One person sketched out a way to extend the numbering systems beyond 10,000, by rotating the central stick to one of four possible orientations, allowing you to denote numbers into the millions, while another surmises that by orienting the stick horizontally and assigning powers of 10 to positions spaced regularly along it, above and below, you could extend it theoretically to as big a number as you want.

My favourite comment was from one person who used it to leave their phone number – accessible only to people cool enough to know how to read it. In fact, all the responses were fun to read – people sharing their enthusiasm, things it reminded them of and which of their own projects they’re planning to incorporate it into, whether it’s maths, coding or even art – generally, just people enjoying an interesting thing and taking pleasure in learning something new.

This is really one of the strengths of social media, and I suppose what its creators originally intended it to be – a way to share things with lots of other people and enjoy them together. The nice thing about mathematics is that there are so many connections, and ways to adapt and combine things, that it can be worthwhile sharing something just to see what the internet will make of it.

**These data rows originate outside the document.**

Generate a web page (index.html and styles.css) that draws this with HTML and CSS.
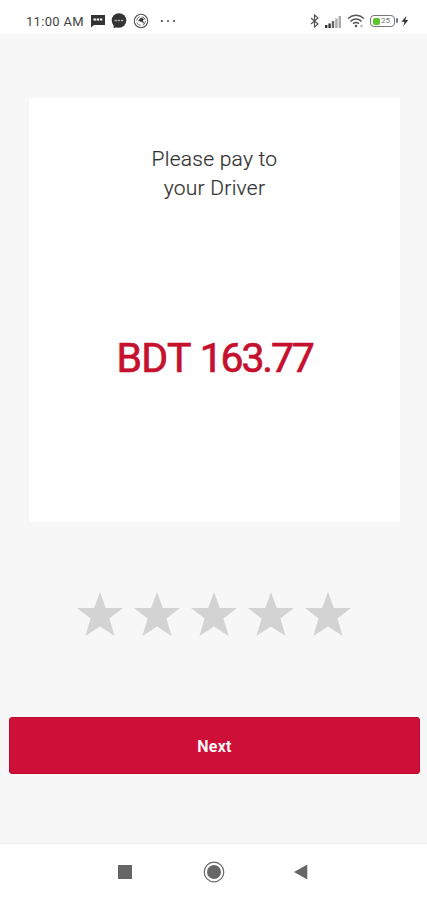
FILE: index.html
```html
<!DOCTYPE html>
<html lang="en">
<head>
    <meta charset="UTF-8">
    <meta name="viewport" content="width=device-width, initial-scale=1.0">
    <title>Payment</title>
    <link rel="stylesheet" href="styles.css">
</head>
<body>
    <div class="status-bar">
        <div class="status-left">
            <span class="clock">11:00 AM</span>
            <svg class="icon-message" width="16" height="14" viewBox="0 0 16 14">
                <path d="M1 1h14v10H4l-3 2.5z" fill="#333"/>
                <path d="M3.5 5.5h9" stroke="#fff" stroke-width="2" stroke-dasharray="2.4 .8"/>
            </svg>
            <svg class="icon-chat" width="16" height="16" viewBox="0 0 16 16">
                <circle cx="8" cy="7.5" r="7.3" fill="#333"/>
                <path d="M3 11l-.5 4 5-1z" fill="#333"/>
                <path d="M3.5 7.5h9" stroke="#aaa" stroke-width="1.4" stroke-dasharray="2.4 .8"/>
            </svg>
            <svg class="icon-app" width="16" height="16" viewBox="0 0 16 16">
                <circle cx="8" cy="8" r="6.7" fill="none" stroke="#555" stroke-width="1.1"/>
                <circle cx="8" cy="8" r="4.4" fill="none" stroke="#777" stroke-width="1" stroke-dasharray="5 2"/>
                <path d="M5 8l3-3.4 3 1.5-1.2 2L12 11.5 8.5 8.7z" fill="#333"/>
            </svg>
            <svg class="icon-more" width="16" height="4" viewBox="0 0 16 4">
                <circle cx="1.8" cy="2" r="1" fill="#333"/>
                <circle cx="8" cy="2" r="1" fill="#555"/>
                <circle cx="14" cy="2" r="1" fill="#333"/>
            </svg>
        </div>
        <div class="status-right">
            <svg class="icon-bluetooth" width="10" height="14" viewBox="0 0 10 14">
                <path d="M1 4l7 6-3.5 3V1L8 4l-7 6" fill="none" stroke="#555" stroke-width="1.2"/>
            </svg>
            <svg class="icon-signal" width="18" height="13" viewBox="0 0 18 13">
                <path d="M1 10h2.4v3H1zM4.4 8.5h2.4V13H4.4z" fill="#333"/>
                <path d="M7.8 6h2.4v7H7.8z" fill="#666"/>
                <path d="M11.2 3.5h2.4V13h-2.4zM14.6 1H17v12h-2.4z" fill="#aaa"/>
            </svg>
            <svg class="icon-wifi" width="18" height="14" viewBox="0 0 18 14">
                <path d="M1 4.5Q9-1.8 17 4.5M3.5 7.3Q9 2.8 14.5 7.3M6 9.7Q9 7.3 12 9.7" fill="none" stroke="#555" stroke-width="1.5"/>
                <circle cx="9" cy="12" r="1.3" fill="#555"/>
                <circle cx="14.5" cy="12" r="1" fill="none" stroke="#999" stroke-width=".7"/>
            </svg>
            <div class="battery">
                <span class="battery-level"></span>
                <span class="battery-text">25</span>
                <span class="battery-tip"></span>
            </div>
            <svg class="icon-bolt" width="8" height="12" viewBox="0 0 8 12">
                <path d="M5.5.8L.5 6.8h3L2.3 11.300l5-6.200H4.300z" fill="#333"/>
            </svg>
        </div>
    </div>

    <div class="content">
        <div class="card">
            <div class="card-title">Please pay to<br>your Driver</div>
            <div class="amount">BDT <span class="amount-value">163.77</span></div>
        </div>
        <div class="rating">
            <svg class="star" viewBox="0 0 46 44"><path d="M23 0l5.800 16H46L32.400 26.500 37.600 44 23 34.500 8.400 44l5.200-17.500L0 16h17.200z"/></svg>
            <svg class="star" viewBox="0 0 46 44"><path d="M23 0l5.800 16H46L32.400 26.500 37.600 44 23 34.500 8.400 44l5.200-17.500L0 16h17.200z"/></svg>
            <svg class="star" viewBox="0 0 46 44"><path d="M23 0l5.800 16H46L32.400 26.500 37.600 44 23 34.500 8.400 44l5.200-17.500L0 16h17.200z"/></svg>
            <svg class="star" viewBox="0 0 46 44"><path d="M23 0l5.800 16H46L32.400 26.500 37.600 44 23 34.500 8.400 44l5.200-17.500L0 16h17.200z"/></svg>
            <svg class="star" viewBox="0 0 46 44"><path d="M23 0l5.800 16H46L32.400 26.500 37.600 44 23 34.500 8.400 44l5.200-17.500L0 16h17.200z"/></svg>
        </div>
        <button class="next-button">Next</button>
    </div>

    <div class="nav-bar">
        <svg width="14" height="14" viewBox="0 0 14 14"><path d="M0 0h14v14H0z" fill="#666"/></svg>
        <svg width="22" height="22" viewBox="0 0 22 22">
            <circle cx="11" cy="11" r="9.800" fill="none" stroke="#666" stroke-width="1.200"/>
            <circle cx="11" cy="11" r="7" fill="#666"/>
        </svg>
        <svg class="nav-back" width="14" height="16" viewBox="0 0 14 16"><path d="M0 8L13.300.5v15z" fill="#666"/></svg>
    </div>
</body>
</html>
```

FILE: styles.css
```css
* {
    box-sizing: border-box;
}
body {
    margin: 0;
    height: 100vh;
    display: flex;
    flex-direction: column;
    font-family: Roboto, sans-serif;
    background-color: #f7f7f7;
    overflow: hidden;
}
.status-bar {
    height: 34px;
    padding: 8px 18px 0 26px;
    display: flex;
    justify-content: space-between;
    align-items: flex-start;
    background: white;
}
.status-left,
.status-right {
    height: 26px;
    display: flex;
    align-items: center;
}
.clock {
    width: 64px;
    color: #444;
    font-size: 13px;
    letter-spacing: 0.3px;
    white-space: nowrap;
}
.icon-chat {
    margin-left: 5px;
}
.icon-app {
    margin-left: 6px;
}
.icon-more {
    margin-left: 11px;
}
.icon-signal {
    margin-left: 4px;
}
.icon-wifi {
    margin-left: 5px;
}
.battery {
    position: relative;
    width: 25px;
    height: 12px;
    margin-left: 5px;
    padding: 1px;
    display: flex;
    align-items: center;
    border: 1.5px solid #777;
    border-radius: 4px;
}
.battery-level {
    width: 7px;
    height: 7px;
    margin-left: 1px;
    background: #5bc52f;
    border-radius: 2px;
}
.battery-text {
    margin-left: 1px;
    color: #777;
    font-size: 8px;
    line-height: 8px;
}
.battery-tip {
    position: absolute;
    right: -4px;
    top: 2px;
    width: 2px;
    height: 5px;
    background: #777;
    border-radius: 1px;
}
.icon-bolt {
    margin-left: 6px;
}
.content {
    flex: 1;
    display: flex;
    flex-direction: column;
    align-items: center;
    padding: 64px 7px 0 9px;
}
.card {
    width: 371px;
    height: 424px;
    padding-top: 47px;
    background: white;
    border-radius: 2px;
    text-align: center;
}
.card-title {
    color: #333;
    font-size: 21px;
    font-weight: 300;
    line-height: 29px;
    letter-spacing: 0.25px;
    -webkit-text-stroke: 0.2px #333;
}
.amount {
    margin-top: 131px;
    color: #c5102e;
    font-size: 41px;
    font-weight: 400;
    line-height: 48px;
    letter-spacing: -0.6px;
    -webkit-text-stroke: 0.7px #c5102e;
}
.amount-value {
    letter-spacing: -2.2px;
}
.rating {
    display: flex;
    gap: 11px;
    margin: 70px 2px 0 0;
}
.star {
    width: 46px;
    height: 44px;
    fill: #d3d3d3;
}
.next-button {
    width: 100%;
    height: 57px;
    margin-top: 81px;
    padding: 2px 0 0;
    background: #ce1039;
    color: #fff;
    border: 1px solid #c3062b;
    border-radius: 3px;
    font-family: Roboto, sans-serif;
    font-size: 16px;
    font-weight: 600;
    letter-spacing: 0.3px;
}
.nav-bar {
    height: 57px;
    padding: 0 0 0 118px;
    display: flex;
    align-items: center;
    background: white;
    border-top: 1px solid #eee;
}
.nav-bar svg {
    flex: none;
}
.nav-bar svg + svg {
    margin-left: 71px;
}
.nav-bar .nav-back {
    margin-left: 69px;
}
```
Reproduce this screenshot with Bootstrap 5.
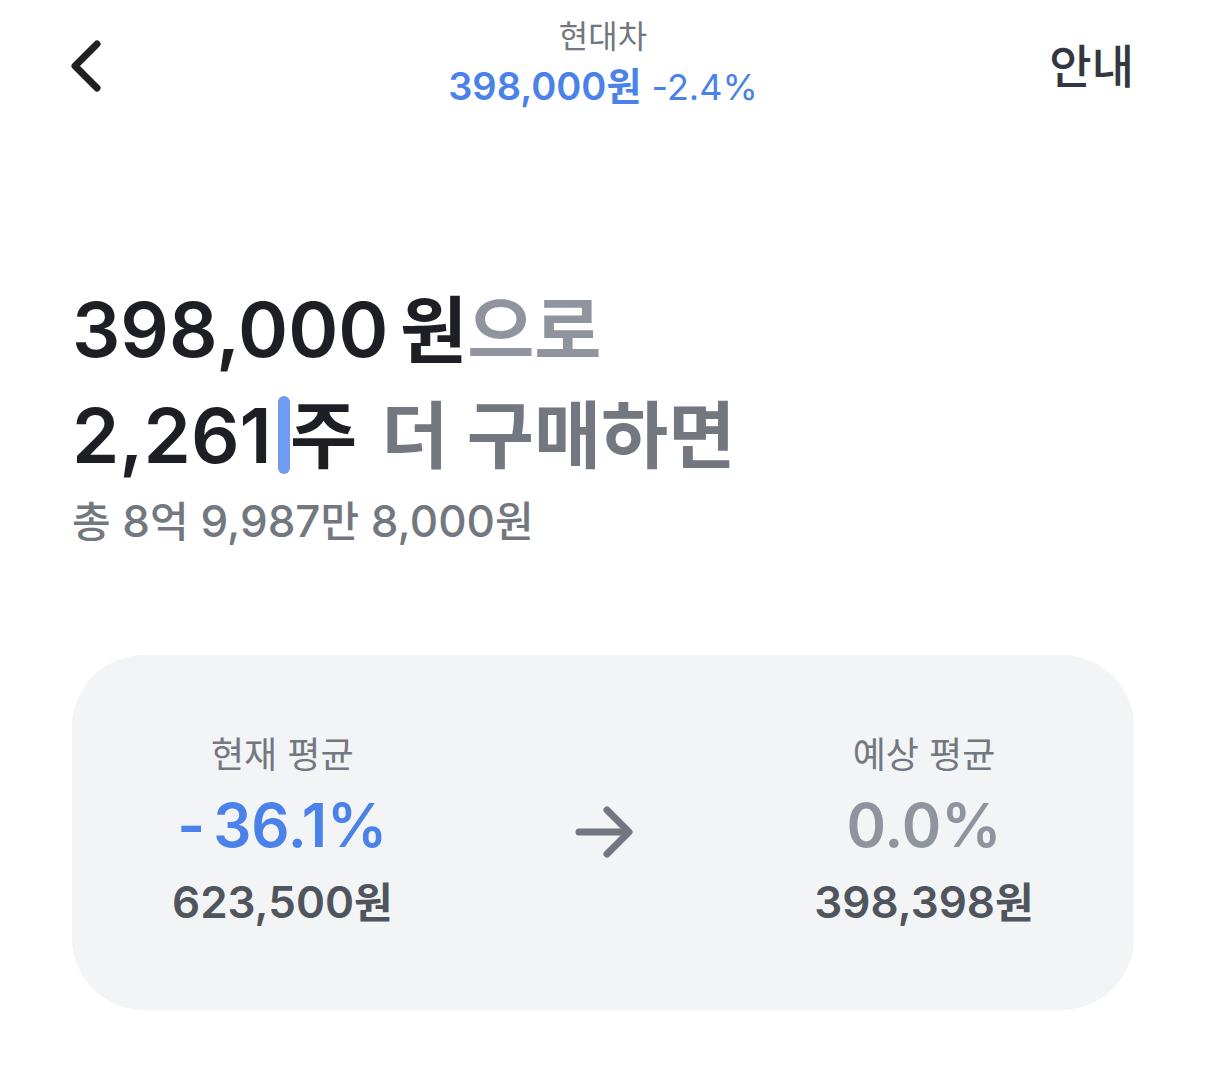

If you’re interested to find out more about the Cistercian numbering system and its history, there’s an excellent Numberphile video about it, in which maths author Alex Bellos talks about the system and its history, and about how he’s made it into a puzzle for his recent book. (Of course, I found the link to this video shared in the Twitter thread).

While I agree that a combination of 1 and 4 in the cistercian system gives 5, how does 2 and 4 combined give 6? The valid combinations I can see are 1+4, 1+6, 2+6, 1+2+6. Not sure if planned or coincidental

Ah, good spot! This is a typo – I meant to say 2+6 makes 8, and will get that fixed. Thanks!